Morever | DDH IPA | More Brewing Company | Villa Park & Huntley, IL | 6.5% ABV – listen
So, just to put this up front so my friend Aaron sees this, I want everyone to know that this beer is called Morever, not Moreover, despite Craig and I’s insistence on the show. It was a blind show, and we didn’t have the can in front of us, and we are actually pretty dumb. (Although, Moreover IS a good beer name if they decide to make a Double IPA version of this. Wink wink.) This pours like Sunny D and smells like mint orange sorbet. There’s a medium body that never gets too heavy thanks to even carbonation and a modestly herbal bitterness that appears at the tailend of the sip. The turbid appearance doesn’t prepare you for how “crushable” this one is.
Scentinel | IPA | Old Irving Brewing Co. | Chicago, IL | 7% ABV – listen
Just when I was feeling the haze fatigue, this beer came along and reminded me why I loved hoppy beers in the first place. Brewed with Citra, Mosaic, and Centennial hops, this beer marries the old with the new, pouring a clear burnt golden orange. While the Centennial is leaning towards the classic West Coast IPAs of yore, the Citra and Mosaic bring out more dynamic tropical, citrus, and berry notes. The noticeable malt sweetness and persistent sticky pine bitterness bring me back to when hoppy beers didn’t shy away from having an extremely long finish. This would absolutely be in my regular rotation if brewed year-round.
Nectar: Passion Fruit // Peach | Fruited Sour | Phase Three Brewing | Lake Zurich, IL | 5.4% ABV – listen (Patreon only)

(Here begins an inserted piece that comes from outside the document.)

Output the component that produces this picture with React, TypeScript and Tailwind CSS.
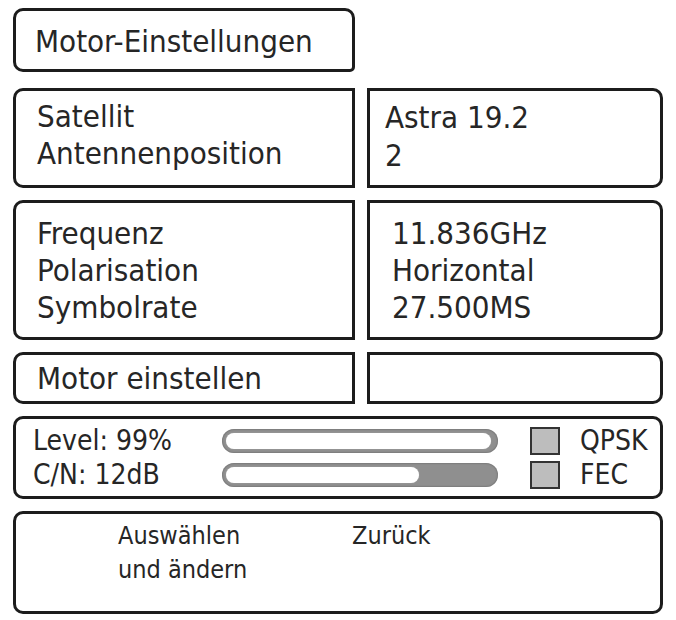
import React from "react";

const font = "font-['DejaVu_Sans_Condensed','DejaVu_Sans',sans-serif] font-stretch-semi-condensed";

const signal = [
  { label: "Level: 99%", value: 99, flag: "QPSK" },
  { label: "C/N: 12dB", value: 72, flag: "FEC" },
];

function Bar({ value }: { value: number }) {
  return (
    <div className="h-[24px] w-[276px] rounded-full bg-[#8f8f8f] p-[4px] shadow-[inset_0_0_2px_#555]">
      <div
        className="h-full rounded-full bg-white shadow-[0_0_1px_#bbb]"
        style={{ width: `${value}%` }}
      />
    </div>
  );
}

export default function App() {
  return (
    <div className={`min-h-[620px] w-[676px] bg-white text-[#262626] ${font}`}>
      <div className="flex flex-col gap-[12px] px-[13px] pt-[8px]">
        <div className="mb-[4px] flex h-[64px] w-[342px] items-center rounded-[10px] rounded-br-[5px] border-[3px] border-[#1c1c1c] pl-[19px] pt-[3px] text-[31px]">
          Motor-Einstellungen
        </div>

        <div className="flex gap-[12px]">
          <div className="h-[100px] w-[342px] rounded-l-[10px] border-[3px] border-[#1c1c1c] pl-[21px] pt-[7px] text-[31px] leading-[37px]">
            <div>Satellit</div>
            <div>Antennenposition</div>
          </div>
          <div className="h-[100px] flex-1 rounded-r-[10px] border-[3px] border-[#1c1c1c] pl-[15px] pt-[7px] text-[31px] leading-[38px]">
            <div>Astra 19.2</div>
            <div>2</div>
          </div>
        </div>

        <div className="flex gap-[12px]">
          <div className="h-[140px] w-[342px] rounded-l-[10px] border-[3px] border-[#1c1c1c] pl-[21px] pt-[12px] text-[31px] leading-[37px]">
            <div>Frequenz</div>
            <div>Polarisation</div>
            <div>Symbolrate</div>
          </div>
          <div className="h-[140px] flex-1 rounded-r-[10px] border-[3px] border-[#1c1c1c] pl-[22px] pt-[12px] text-[31px] leading-[37px]">
            <div>11.836GHz</div>
            <div>Horizontal</div>
            <div>27.500MS</div>
          </div>
        </div>

        <div className="flex gap-[12px]">
          <div className="flex h-[52px] w-[342px] items-center rounded-l-[10px] border-[3px] border-[#1c1c1c] pl-[21px] text-[31px]">
            Motor einstellen
          </div>
          <div className="h-[52px] flex-1 rounded-r-[10px] border-[3px] border-[#1c1c1c]" />
        </div>

        <div className="flex h-[83px] flex-col justify-center rounded-[10px] border-[3px] border-[#1c1c1c] pl-[17px] text-[28px]">
          {signal.map((s) => (
            <div key={s.flag} className="flex h-[34px] items-center">
              <div className="w-[189px]">{s.label}</div>
              <Bar value={s.value} />
              <div className="ml-[32px] h-[28px] w-[30px] border-2 border-[#333] bg-[#bdbdbd]" />
              <div className="ml-[20px]">{s.flag}</div>
            </div>
          ))}
        </div>

        <div className="flex h-[103px] rounded-[10px] border-[3px] border-[#1c1c1c] pl-[102px] pt-[5px] text-[25px] leading-[34px]">
          <div className="w-[234px]">
            <div>Auswählen</div>
            <div>und ändern</div>
          </div>
          <div>Zurück</div>
        </div>
      </div>
    </div>
  );
}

“I was expecting chunks.” Typically, I’m not interested in over-fruited sours unless it serves a purpose for the podcast, and I’ve seen beer Twitter unroll a regular gallery of coagulated nightmare cocktails masquerading as beer that push me ever-closer to being a full-on craft beer crank. This one is certainly thick, but it doesn’t do more than leave a little sandy residue on the glass. I can live with that. And if I forget beer gatekeeping for a minute, this tastes like an early 2000s Jamba Juice order that I’d make regularly – and them’s good tastes. There are notes reminiscent of a bellini with ripe peach and a surprising tingly prosecco-like tartness. The passion fruit takes a rare supporting role, but it adds to the light pucker that makes this one taste more like a sour beer than not. (Admittedly, there was a sludgier finish to the pour from the bottom of the can that I left out which could’ve changed the whole experience.)